Wednesday, July 11, 2007

A-W-K-W-A-R-D

I was once told by my Creative Director in New York: "Being a writer is not an easy life. It takes thick skin." I had asked for her feedback on an ad campaign I wrote for the Museum of Sex in Manhattan. She had told me the ways that it failed, and my disappointment must have showed.

I remember her big office in the sky with two corner windows, the way that people and cars looked like mechanical grids below. I remember feeling about as small as the ant-people below after getting her reaction. Maybe I've mentioned in a posting before but this interaction in particular stewed in me as I was spit out on the streets of Madison Avenue, feeling unworthy. I had wanted to impress my boss with my wit and muscled sentences. I was 23, maybe 24, newly graduated, and thought everyone would be dazzled by my words. I wasn't one of those people who thought she might kind of wish to be a Copywriter. I was a Copywriter who could turn any phrase on it's side, draw on pop references in a split second, create compelling brands. Or so I thought. On the subway to Brooklyn, I was sweaty from the summer humidity and miserable. This was punctuated by the sounds of clanging and screetching in the tunnels, the rickety cars held together with cable and steel, but seeming like they could come undone, just like me.

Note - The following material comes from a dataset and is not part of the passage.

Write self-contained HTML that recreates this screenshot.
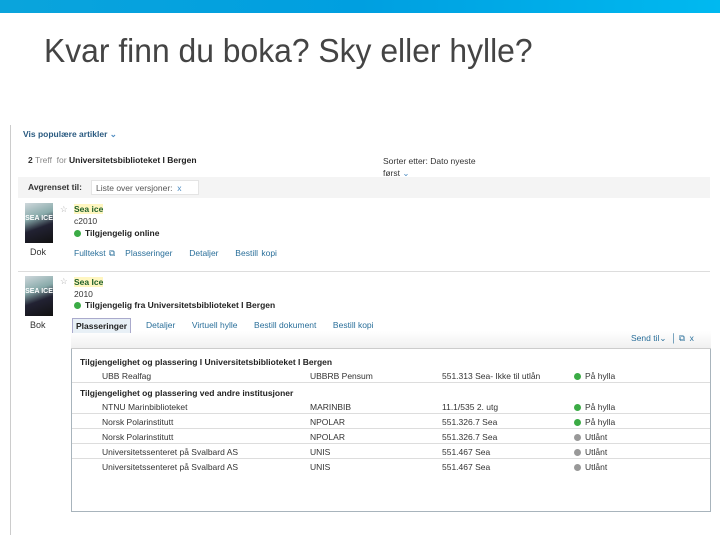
<!DOCTYPE html>
<html><head><meta charset="utf-8"><style>
*{margin:0;padding:0;box-sizing:border-box}
body{width:720px;height:540px;background:#fff;position:relative;overflow:hidden;font-family:"Liberation Sans",Arial,sans-serif;font-size:8.5px;color:#333}
.a{position:absolute;white-space:nowrap}
.bar{left:0;top:0;width:720px;height:13px;background:linear-gradient(90deg,#0aa4dc,#009fe0 50%,#00b9f0)}
.title{left:44px;top:32px;font-size:33px;color:#444;transform:scaleX(.965);transform-origin:left}
.lk{color:#2a6f9a}
.b{font-weight:bold;color:#222}
.dot{display:inline-block;width:7px;height:7px;border-radius:50%;background:#3bab45;margin-right:4px;vertical-align:-1px}
.g{background:#999}
.cover{width:28px;height:40px;background:linear-gradient(160deg,#cfd8dc 0,#8aa 35%,#223 60%,#111 100%);color:#fff;font-size:7px;font-weight:bold;padding-top:12px;text-align:center}
.hl{background:#fff6c0;color:#1d5f2a;font-weight:bold}
.row{left:72px;width:638px;height:15px;border-bottom:1px solid #ddd}
</style></head><body>
<div class="a bar"></div>
<div class="a title">Kvar finn du boka? Sky eller hylle?</div>
<div class="a" style="left:10px;top:125px;width:1px;height:410px;background:#ccc"></div>

<div class="a lk b" style="left:23px;top:129px;color:#2a5a80">Vis populære artikler <span style="color:#4a8ac0">⌄</span></div>
<div class="a" style="left:28px;top:155px"><b>2</b> <span style="color:#888">Treff &nbsp;for</span> <b style="color:#222">Universitetsbiblioteket I Bergen</b></div>
<div class="a" style="left:383px;top:155px;line-height:12px">Sorter etter: Dato nyeste<br>først <span style="color:#4a8ac0">⌄</span></div>
<div class="a" style="left:18px;top:177px;width:692px;height:21px;background:#f4f4f4"></div>
<div class="a b" style="left:28px;top:182px;color:#333">Avgrenset til:</div>
<div class="a" style="left:91px;top:180px;width:108px;height:15px;background:#fff;border:1px solid #e4e4e4;padding:2px 4px;color:#555">Liste over versjoner: <span style="color:#4a8ac0">&nbsp;x</span></div>

<div class="a cover" style="left:25px;top:203px">SEA ICE</div>
<div class="a" style="left:30px;top:247px;font-size:9px">Dok</div>
<div class="a" style="left:60px;top:204px;color:#aaa">☆</div>
<div class="a hl" style="left:74px;top:204px">Sea ice</div>
<div class="a" style="left:74px;top:216px">c2010</div>
<div class="a b" style="left:74px;top:228px"><span class="dot"></span>Tilgjengelig online</div>
<div class="a lk" style="left:74px;top:248px;word-spacing:1px">Fulltekst ⧉ &nbsp; Plasseringer &nbsp;&nbsp;&nbsp; Detaljer &nbsp;&nbsp;&nbsp; Bestill kopi</div>
<div class="a" style="left:18px;top:271px;width:692px;height:1px;background:#ddd"></div>

<div class="a cover" style="left:25px;top:276px">SEA ICE</div>
<div class="a" style="left:30px;top:320px;font-size:9px">Bok</div>
<div class="a" style="left:60px;top:276px;color:#aaa">☆</div>
<div class="a hl" style="left:74px;top:277px">Sea Ice</div>
<div class="a" style="left:74px;top:289px">2010</div>
<div class="a b" style="left:74px;top:300px"><span class="dot"></span>Tilgjengelig fra Universitetsbiblioteket I Bergen</div>

<div class="a" style="left:71px;top:331px;width:640px;height:181px;border:1px solid #a8b4bc;border-top:none"></div>
<div class="a" style="left:71px;top:331px;width:640px;height:18px;background:linear-gradient(#fff,#f0f0f0);border-bottom:1px solid #ccc"></div>
<div class="a b" style="left:72px;top:318px;padding:2px 3px;background:#e8f0f6;border:1px solid #aac;border-bottom:none;color:#222">Plasseringer</div>
<div class="a lk" style="left:146px;top:320px">Detaljer &nbsp;&nbsp;&nbsp;&nbsp;&nbsp; Virtuell hylle &nbsp;&nbsp;&nbsp;&nbsp;&nbsp; Bestill dokument &nbsp;&nbsp;&nbsp;&nbsp;&nbsp; Bestill kopi</div>
<div class="a" style="left:631px;top:333px;color:#2a6f9a">Send til⌄ &nbsp;│ ⧉ &nbsp;x</div>

<div class="a b" style="left:80px;top:357px">Tilgjengelighet og plassering I Universitetsbiblioteket I Bergen</div>
<div class="a row" style="top:368px"></div>
<div class="a" style="left:102px;top:371px">UBB Realfag</div><div class="a" style="left:310px;top:371px">UBBRB Pensum</div><div class="a" style="left:442px;top:371px">551.313 Sea- Ikke til utlån</div><div class="a" style="left:574px;top:371px"><span class="dot"></span>På hylla</div>
<div class="a b" style="left:80px;top:388px">Tilgjengelighet og plassering ved andre institusjoner</div>
<div class="a row" style="top:399px"></div>
<div class="a" style="left:102px;top:402px">NTNU Marinbiblioteket</div><div class="a" style="left:310px;top:402px">MARINBIB</div><div class="a" style="left:442px;top:402px">11.1/535 2. utg</div><div class="a" style="left:574px;top:402px"><span class="dot"></span>På hylla</div>
<div class="a" style="left:102px;top:417px">Norsk Polarinstitutt</div><div class="a" style="left:310px;top:417px">NPOLAR</div><div class="a" style="left:442px;top:417px">551.326.7 Sea</div><div class="a" style="left:574px;top:417px"><span class="dot"></span>På hylla</div>
<div class="a row" style="top:428px;height:1px"></div>
<div class="a" style="left:102px;top:432px">Norsk Polarinstitutt</div><div class="a" style="left:310px;top:432px">NPOLAR</div><div class="a" style="left:442px;top:432px">551.326.7 Sea</div><div class="a" style="left:574px;top:432px"><span class="dot g"></span>Utlånt</div>
<div class="a row" style="top:443px;height:1px"></div>
<div class="a" style="left:102px;top:447px">Universitetssenteret på Svalbard AS</div><div class="a" style="left:310px;top:447px">UNIS</div><div class="a" style="left:442px;top:447px">551.467 Sea</div><div class="a" style="left:574px;top:447px"><span class="dot g"></span>Utlånt</div>
<div class="a row" style="top:458px;height:1px"></div>
<div class="a" style="left:102px;top:462px">Universitetssenteret på Svalbard AS</div><div class="a" style="left:310px;top:462px">UNIS</div><div class="a" style="left:442px;top:462px">551.467 Sea</div><div class="a" style="left:574px;top:462px"><span class="dot g"></span>Utlånt</div>
</body></html>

At my apartment, I decided to call my college Journalism professor, Ann Maxwell. Her steady advice had gotten me through the rough patches. This was before cell phones were prevalent, and long distance calls were a big deal. I went to the bodega on the corner and bought a "calling card" from a Puerto Rican pock-faced man, who checked me out in the creepiest way when I approached the counter.

I spoke for a long time to my Professor about my meeting. I described how hard it was living in Brooklyn, and how things were happening fast, but not fast enough for me. I was on a "career track" in advertising and felt after six short months, I wasn't meeting my milestones. My professor listened carefully for awhile, then paused. "Well," she said. "I guess you have to ask yourself something."

"What's that?" I asked, eagerly.

" 'Am I willing to be a beginner?' " she said. "You have to ask yourself if you're willing to start again each day with a beginner mind. You have to pace yourself to be open. Because this is the important stage. Right now. Being a beginner."

That was the most solid advice I'd ever recieved. She was right, I was so concentrated on the next step that I wasn't focused on the work in front of me. I looked at my Museum of Sex ad. I could see with fresh eyes that it really did suck. I wrote twelve new ads and produced four of them.

Now, here in Iowa City, I have to be in the spirit of giving and recieving feedback. It's a generosity that can be a challenge for some writers, but I feel like the next draft and the next can only improve. Even so, the truth hurts. I sat in Java House today, punching out a new story, when one of my classmates voices made me look up from my computer. "Hey, I didn't see you," she said.

I was "in it" and didn't notice her either. "How ironic. I'm reading your work now," she said.

This scared me because she was hands down the most critical of the writers in my workshop. Just yesterday she told a writer up for workshop, "There's no story in this work." or "I wanted to like these characters." or "I looked for the plot." I was essentially scared of this innocent, curly haired Midwesterner. She waxed philisophical about classic writers and stretched her hands behind her head to display her hairy armpits, giving her credibility somehow.

There was an uncomfortable pause, because I had work to do and didn't know what to say to her. She spoke first: "How do you spell 'awkward'?" she asked.

"A-W-K-W-A-R-D. Awkward," I said like a Spelling Bee finalist.

"Oh. Okay," she said, nose down. I went back to my work, looking up at times to note her fierce underlinings on my manuscript. That's when it hit me.

"Did I just spell awkward for you so that you could write that on my manuscript?" I asked.

"Yeah," she said with non-challance. "Is that okay?" she asked me like it didn't matter, I had no choice.

I inhaled and nodded, biting the inside of my mouth accidentally. She went back to her critique and I went back to mine. "Are you willing to be a beginner?" jumped in my mind, like God herself whispering in my ear.

"Yes," I told her, even though she wasn't listening.